## WORK TO DO
State how many lines of the entries hold the string "TypeScript". Reply with the number alone.

(Code that builds pages)
————————

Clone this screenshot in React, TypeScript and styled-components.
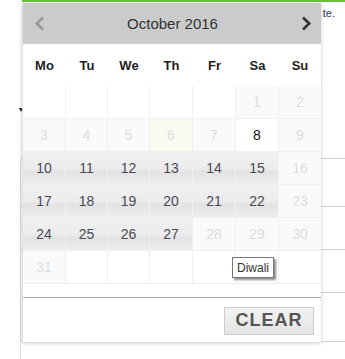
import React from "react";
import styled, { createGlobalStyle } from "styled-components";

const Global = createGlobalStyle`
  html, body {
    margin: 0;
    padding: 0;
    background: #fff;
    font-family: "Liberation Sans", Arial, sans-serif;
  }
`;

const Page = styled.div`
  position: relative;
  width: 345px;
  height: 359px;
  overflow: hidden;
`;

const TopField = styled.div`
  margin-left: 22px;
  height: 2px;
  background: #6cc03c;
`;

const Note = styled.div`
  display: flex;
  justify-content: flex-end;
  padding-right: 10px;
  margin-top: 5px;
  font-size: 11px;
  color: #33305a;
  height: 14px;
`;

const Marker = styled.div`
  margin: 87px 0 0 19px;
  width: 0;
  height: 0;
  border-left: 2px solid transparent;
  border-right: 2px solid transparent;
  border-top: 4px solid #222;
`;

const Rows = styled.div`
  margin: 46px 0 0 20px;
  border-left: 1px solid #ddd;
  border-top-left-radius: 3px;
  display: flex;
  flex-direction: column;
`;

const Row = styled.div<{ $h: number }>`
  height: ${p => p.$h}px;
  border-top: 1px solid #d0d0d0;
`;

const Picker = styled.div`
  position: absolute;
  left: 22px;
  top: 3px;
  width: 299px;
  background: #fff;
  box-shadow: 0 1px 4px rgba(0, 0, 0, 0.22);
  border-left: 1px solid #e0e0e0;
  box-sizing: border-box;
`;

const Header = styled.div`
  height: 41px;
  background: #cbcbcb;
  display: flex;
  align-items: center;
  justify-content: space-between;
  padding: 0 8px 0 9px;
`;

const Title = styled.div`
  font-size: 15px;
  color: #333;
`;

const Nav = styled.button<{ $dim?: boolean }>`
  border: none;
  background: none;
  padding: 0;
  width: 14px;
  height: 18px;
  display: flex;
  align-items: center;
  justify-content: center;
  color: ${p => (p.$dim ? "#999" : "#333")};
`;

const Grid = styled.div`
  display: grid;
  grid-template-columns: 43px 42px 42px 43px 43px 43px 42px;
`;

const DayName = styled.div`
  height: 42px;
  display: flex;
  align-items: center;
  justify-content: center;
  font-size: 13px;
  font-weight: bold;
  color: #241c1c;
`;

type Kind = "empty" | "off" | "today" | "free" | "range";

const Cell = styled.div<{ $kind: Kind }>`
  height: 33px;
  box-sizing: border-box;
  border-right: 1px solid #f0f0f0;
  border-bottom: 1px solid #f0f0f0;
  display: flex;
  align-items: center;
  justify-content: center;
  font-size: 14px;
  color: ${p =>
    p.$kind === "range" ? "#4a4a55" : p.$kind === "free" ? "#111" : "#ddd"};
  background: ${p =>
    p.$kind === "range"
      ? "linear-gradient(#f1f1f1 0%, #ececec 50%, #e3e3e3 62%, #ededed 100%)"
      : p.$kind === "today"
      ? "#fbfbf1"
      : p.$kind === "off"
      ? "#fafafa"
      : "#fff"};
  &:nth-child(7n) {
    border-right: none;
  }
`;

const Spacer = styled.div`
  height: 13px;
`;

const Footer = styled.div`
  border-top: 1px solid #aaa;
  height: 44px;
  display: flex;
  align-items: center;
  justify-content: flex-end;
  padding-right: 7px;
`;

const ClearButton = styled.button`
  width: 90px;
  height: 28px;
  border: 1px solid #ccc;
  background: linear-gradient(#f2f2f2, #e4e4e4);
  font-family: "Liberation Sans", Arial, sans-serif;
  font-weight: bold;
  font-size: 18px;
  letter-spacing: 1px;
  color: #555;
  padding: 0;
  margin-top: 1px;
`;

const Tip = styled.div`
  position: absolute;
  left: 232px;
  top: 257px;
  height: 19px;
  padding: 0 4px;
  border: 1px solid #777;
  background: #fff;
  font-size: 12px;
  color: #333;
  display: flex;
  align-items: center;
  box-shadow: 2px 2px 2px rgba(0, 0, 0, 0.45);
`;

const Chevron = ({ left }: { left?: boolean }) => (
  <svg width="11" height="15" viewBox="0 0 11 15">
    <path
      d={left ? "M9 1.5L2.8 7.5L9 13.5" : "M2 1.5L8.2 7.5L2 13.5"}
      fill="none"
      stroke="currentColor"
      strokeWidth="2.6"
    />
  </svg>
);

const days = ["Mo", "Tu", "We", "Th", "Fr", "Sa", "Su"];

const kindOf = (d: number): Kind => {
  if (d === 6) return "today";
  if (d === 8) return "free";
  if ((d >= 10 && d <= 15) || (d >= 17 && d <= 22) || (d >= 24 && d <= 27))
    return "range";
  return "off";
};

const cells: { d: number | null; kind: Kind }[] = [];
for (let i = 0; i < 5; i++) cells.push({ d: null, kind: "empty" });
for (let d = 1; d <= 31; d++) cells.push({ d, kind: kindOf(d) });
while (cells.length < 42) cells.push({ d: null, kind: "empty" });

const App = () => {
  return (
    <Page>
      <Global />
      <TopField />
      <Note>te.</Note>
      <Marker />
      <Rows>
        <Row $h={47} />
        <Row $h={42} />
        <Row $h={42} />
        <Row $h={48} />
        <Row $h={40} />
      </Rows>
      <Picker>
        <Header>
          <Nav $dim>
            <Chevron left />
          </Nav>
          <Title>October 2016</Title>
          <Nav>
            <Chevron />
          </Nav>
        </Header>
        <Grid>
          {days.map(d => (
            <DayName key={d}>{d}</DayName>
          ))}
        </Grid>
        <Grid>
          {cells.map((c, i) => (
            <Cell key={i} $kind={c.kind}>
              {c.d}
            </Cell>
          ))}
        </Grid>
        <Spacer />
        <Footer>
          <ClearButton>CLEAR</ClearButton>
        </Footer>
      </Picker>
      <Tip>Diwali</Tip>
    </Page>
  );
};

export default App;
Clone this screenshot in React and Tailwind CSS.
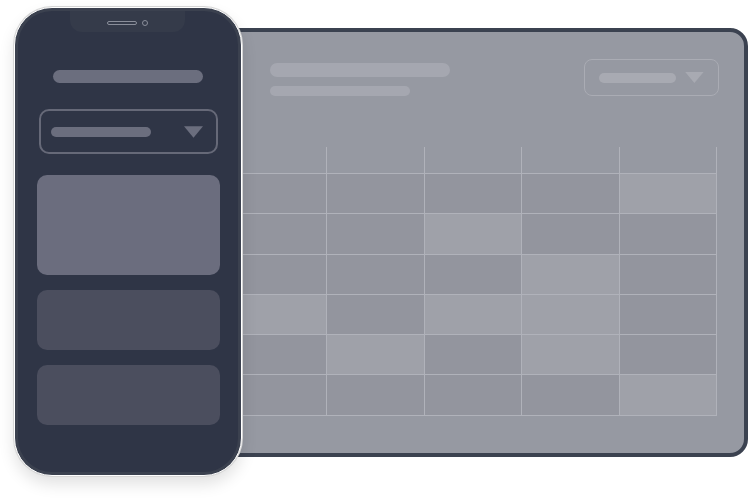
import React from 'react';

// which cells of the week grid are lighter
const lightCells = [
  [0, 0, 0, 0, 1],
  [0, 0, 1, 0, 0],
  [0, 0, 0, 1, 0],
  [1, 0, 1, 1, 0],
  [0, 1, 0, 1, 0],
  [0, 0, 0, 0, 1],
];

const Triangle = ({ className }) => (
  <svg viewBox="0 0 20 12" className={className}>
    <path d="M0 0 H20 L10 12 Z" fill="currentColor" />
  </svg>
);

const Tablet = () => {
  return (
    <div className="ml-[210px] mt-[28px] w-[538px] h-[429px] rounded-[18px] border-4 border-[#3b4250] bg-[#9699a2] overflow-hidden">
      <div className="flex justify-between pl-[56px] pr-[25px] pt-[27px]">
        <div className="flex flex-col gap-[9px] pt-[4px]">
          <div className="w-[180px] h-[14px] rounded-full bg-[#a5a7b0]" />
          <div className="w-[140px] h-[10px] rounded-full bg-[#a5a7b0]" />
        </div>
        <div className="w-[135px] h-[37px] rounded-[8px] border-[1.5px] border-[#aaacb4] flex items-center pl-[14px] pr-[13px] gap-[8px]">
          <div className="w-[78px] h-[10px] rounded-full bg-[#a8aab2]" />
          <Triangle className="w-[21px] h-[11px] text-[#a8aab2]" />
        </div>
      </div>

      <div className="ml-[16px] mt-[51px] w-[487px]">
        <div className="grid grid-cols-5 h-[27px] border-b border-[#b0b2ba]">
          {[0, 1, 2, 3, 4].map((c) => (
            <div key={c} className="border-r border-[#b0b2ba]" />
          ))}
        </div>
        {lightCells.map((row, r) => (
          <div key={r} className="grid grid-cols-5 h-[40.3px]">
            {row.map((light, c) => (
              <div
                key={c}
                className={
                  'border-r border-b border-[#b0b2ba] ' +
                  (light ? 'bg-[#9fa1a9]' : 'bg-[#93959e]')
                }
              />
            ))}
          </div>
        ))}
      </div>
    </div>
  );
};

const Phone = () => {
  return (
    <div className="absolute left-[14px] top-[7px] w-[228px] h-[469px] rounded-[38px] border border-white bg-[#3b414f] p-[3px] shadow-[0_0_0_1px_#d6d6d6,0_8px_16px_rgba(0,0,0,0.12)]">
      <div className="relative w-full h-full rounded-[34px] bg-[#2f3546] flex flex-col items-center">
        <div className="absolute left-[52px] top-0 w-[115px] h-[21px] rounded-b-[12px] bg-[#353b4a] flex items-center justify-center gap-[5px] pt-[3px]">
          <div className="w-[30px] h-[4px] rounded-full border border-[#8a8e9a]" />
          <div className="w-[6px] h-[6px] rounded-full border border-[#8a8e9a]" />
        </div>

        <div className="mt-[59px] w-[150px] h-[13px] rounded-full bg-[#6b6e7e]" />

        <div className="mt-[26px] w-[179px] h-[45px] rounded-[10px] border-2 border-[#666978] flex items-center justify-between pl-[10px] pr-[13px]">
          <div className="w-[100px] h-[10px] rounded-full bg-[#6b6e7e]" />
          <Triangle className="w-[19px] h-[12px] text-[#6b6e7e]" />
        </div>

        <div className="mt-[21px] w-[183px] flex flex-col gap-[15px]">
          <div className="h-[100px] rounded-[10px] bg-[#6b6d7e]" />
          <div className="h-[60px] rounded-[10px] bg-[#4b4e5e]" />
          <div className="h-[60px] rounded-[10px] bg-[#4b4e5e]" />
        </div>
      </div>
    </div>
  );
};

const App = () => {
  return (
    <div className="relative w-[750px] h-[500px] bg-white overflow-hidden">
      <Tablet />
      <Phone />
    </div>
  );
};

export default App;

————————

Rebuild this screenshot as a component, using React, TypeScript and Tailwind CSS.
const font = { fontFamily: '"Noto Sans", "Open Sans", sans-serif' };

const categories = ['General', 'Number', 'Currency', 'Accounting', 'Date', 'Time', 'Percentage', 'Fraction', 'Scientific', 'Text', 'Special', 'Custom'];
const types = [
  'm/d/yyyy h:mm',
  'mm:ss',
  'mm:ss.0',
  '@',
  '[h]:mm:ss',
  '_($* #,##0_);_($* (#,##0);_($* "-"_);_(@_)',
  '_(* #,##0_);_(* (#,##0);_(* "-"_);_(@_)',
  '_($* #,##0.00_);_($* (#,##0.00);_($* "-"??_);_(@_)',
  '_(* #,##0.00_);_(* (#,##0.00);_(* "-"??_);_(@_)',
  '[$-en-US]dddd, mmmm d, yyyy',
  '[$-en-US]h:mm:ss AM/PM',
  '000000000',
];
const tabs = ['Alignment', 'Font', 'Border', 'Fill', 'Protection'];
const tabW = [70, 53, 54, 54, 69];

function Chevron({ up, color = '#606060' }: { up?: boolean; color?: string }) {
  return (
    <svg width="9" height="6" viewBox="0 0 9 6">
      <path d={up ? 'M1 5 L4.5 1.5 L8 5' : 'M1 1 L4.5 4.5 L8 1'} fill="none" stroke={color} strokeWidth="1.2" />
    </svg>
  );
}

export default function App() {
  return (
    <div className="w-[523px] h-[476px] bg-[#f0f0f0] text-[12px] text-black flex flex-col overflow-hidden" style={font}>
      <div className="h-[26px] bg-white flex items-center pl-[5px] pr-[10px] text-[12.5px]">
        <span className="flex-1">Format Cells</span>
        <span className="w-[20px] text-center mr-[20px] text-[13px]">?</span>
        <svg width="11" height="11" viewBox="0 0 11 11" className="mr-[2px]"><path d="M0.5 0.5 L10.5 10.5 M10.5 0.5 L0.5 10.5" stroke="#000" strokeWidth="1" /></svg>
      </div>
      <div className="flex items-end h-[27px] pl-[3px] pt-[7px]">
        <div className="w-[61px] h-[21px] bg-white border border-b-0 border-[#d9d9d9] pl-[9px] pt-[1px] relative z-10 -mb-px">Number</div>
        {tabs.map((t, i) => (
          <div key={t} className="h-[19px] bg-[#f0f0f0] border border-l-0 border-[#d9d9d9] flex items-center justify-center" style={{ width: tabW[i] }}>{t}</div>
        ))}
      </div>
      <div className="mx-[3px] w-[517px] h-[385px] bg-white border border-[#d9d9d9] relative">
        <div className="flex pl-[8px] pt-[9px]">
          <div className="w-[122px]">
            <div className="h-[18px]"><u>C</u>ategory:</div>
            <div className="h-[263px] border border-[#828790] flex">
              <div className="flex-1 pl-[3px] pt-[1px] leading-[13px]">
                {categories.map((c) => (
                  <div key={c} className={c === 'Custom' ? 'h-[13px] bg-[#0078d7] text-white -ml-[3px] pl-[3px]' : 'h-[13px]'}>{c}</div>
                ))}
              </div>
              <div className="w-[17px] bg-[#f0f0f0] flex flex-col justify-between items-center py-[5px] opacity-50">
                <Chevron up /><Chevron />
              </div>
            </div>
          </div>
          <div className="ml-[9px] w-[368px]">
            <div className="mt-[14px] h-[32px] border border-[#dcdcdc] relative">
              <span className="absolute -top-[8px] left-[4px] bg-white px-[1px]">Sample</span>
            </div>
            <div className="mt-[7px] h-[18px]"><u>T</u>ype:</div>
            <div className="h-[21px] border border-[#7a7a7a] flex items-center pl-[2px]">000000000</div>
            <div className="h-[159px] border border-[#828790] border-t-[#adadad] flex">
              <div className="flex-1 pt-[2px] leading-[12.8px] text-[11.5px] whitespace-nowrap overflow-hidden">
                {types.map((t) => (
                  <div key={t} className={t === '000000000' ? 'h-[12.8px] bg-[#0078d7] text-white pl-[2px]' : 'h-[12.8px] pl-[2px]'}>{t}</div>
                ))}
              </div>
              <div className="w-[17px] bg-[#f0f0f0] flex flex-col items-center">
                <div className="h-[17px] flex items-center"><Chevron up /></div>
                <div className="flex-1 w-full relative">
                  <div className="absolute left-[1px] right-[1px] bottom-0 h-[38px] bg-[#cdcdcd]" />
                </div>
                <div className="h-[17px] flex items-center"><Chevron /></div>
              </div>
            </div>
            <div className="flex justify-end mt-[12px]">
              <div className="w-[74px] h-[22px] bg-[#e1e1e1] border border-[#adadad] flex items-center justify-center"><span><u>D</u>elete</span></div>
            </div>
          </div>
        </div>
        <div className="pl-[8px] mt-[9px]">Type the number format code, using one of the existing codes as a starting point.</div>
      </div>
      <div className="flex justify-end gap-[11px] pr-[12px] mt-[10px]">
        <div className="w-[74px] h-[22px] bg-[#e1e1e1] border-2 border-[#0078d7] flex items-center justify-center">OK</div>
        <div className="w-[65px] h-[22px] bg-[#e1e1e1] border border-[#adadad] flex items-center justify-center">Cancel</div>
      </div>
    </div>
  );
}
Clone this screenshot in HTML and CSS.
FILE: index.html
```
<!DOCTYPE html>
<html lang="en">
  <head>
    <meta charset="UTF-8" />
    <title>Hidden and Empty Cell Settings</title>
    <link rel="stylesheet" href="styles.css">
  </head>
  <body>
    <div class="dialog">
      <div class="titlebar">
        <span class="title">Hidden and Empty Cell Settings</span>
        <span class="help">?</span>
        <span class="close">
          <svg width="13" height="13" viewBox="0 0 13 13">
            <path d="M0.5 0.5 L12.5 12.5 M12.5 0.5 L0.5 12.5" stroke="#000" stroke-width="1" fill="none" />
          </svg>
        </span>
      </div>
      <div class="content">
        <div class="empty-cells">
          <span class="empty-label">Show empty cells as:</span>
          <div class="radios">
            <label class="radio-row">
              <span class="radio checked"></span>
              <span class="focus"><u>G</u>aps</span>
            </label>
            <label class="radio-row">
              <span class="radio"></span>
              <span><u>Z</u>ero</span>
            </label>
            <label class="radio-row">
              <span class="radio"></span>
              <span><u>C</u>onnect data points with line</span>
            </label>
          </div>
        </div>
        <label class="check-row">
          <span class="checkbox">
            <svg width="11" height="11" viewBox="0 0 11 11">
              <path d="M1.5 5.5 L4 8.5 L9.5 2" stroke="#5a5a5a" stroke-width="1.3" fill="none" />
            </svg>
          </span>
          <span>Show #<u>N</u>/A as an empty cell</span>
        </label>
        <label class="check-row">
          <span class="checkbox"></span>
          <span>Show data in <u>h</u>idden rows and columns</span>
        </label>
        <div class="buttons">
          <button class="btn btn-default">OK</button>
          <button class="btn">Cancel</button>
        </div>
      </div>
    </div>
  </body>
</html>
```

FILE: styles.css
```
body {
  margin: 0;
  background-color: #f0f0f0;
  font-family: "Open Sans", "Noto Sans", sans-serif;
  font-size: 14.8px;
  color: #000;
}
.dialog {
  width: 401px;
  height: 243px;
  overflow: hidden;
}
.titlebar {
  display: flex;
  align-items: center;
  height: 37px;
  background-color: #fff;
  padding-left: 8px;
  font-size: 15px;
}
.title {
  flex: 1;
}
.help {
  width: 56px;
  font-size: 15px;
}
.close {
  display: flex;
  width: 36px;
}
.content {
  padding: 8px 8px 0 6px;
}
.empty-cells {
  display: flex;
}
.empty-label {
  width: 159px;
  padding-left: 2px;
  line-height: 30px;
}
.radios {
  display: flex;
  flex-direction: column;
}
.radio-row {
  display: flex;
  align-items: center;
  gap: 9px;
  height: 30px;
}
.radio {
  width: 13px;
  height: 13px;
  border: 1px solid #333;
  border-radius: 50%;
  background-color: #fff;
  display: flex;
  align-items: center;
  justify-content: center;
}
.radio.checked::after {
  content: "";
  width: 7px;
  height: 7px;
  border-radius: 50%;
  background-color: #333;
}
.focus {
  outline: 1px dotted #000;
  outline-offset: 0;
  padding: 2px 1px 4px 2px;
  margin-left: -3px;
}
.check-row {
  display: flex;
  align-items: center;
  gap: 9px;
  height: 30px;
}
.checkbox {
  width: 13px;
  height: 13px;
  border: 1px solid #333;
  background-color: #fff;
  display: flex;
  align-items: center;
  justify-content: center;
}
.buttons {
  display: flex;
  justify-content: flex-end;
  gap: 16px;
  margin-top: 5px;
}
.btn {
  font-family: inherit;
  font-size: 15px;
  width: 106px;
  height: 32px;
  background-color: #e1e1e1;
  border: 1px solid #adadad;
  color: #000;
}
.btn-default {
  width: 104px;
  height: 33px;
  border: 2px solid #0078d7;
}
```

————————

## EXPECTED ANSWER
2